Winter Carp Fishing - Why You Should Remember Your Zigs. Zig fishing in winter can be the best way to catch carp. When they are in the mid / upper layers you can never go wrong with a zig. Here are some tips for winter zig fishing and why they could be essential for you.

Zigs Are More Subtle Than Pop Ups.

A zig rig is more subtle than a pop up or a single hookbait. If you think about it you are using a smaller hook and a lot smaller bait. When the appetite of a carp is low, I'm certain that this could get you more bites than a 15mm pop up.

Where do Carp Spend most of their Time?

You may be surprised but on shallow lakes, carp can spend more time in the mid / upper layers of the water. The reasoning for this is that the shallow water gets colder a lot quicker. The carp will move to the mid / upper layers where the water is warmer during the day. These layers will warm up before the bottom layer of the water after all!

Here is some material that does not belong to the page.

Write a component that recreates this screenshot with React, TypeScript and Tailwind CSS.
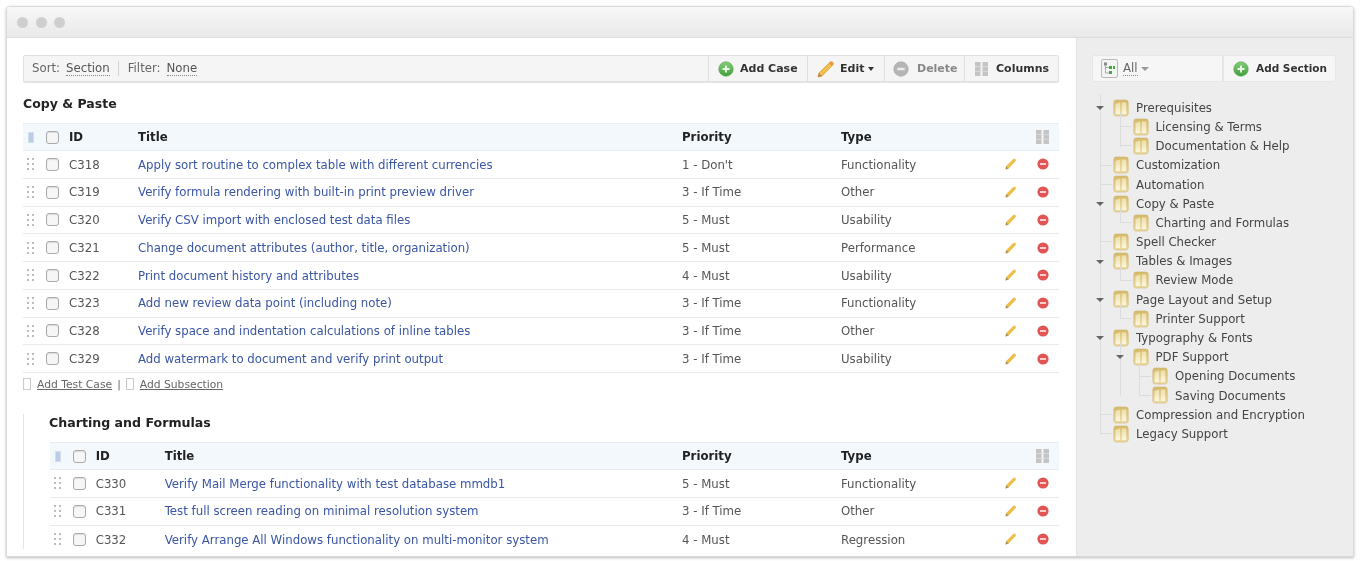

Why Can't I Get a Bite although I'm on Fish?

If you've been sitting behind motionless rods and feel like you should have had a bite then it can always be worth making a change on a rod from fishing on the bottom to a zig. The fish you see could quite happily not be on the bottom but in the mid or upper layers.

Tips For Zigs in the Winter

Always remember a marker rod. Before tying your zigs, figure out the depth of the water you are fishing. To do this accurately use a marker set up. This will mean you can tie your zigs as accurately as possible. For example if the water is 6ft deep, you know to tie your zigs 3ft in length if you want your zig sitting halfway up the water column.

Try different colours and different depths on each rod. When you start catching on a colour or depth then change your other rods to that depth and colour. More often or not the majority of the fish will be at the same depth, especially in the Winter as they all shoal up.

Soaking your hookbait in a thick liquid additive will give your zig the most attraction. You want your zig to be as smelly as possible to really catch the attention of a carp!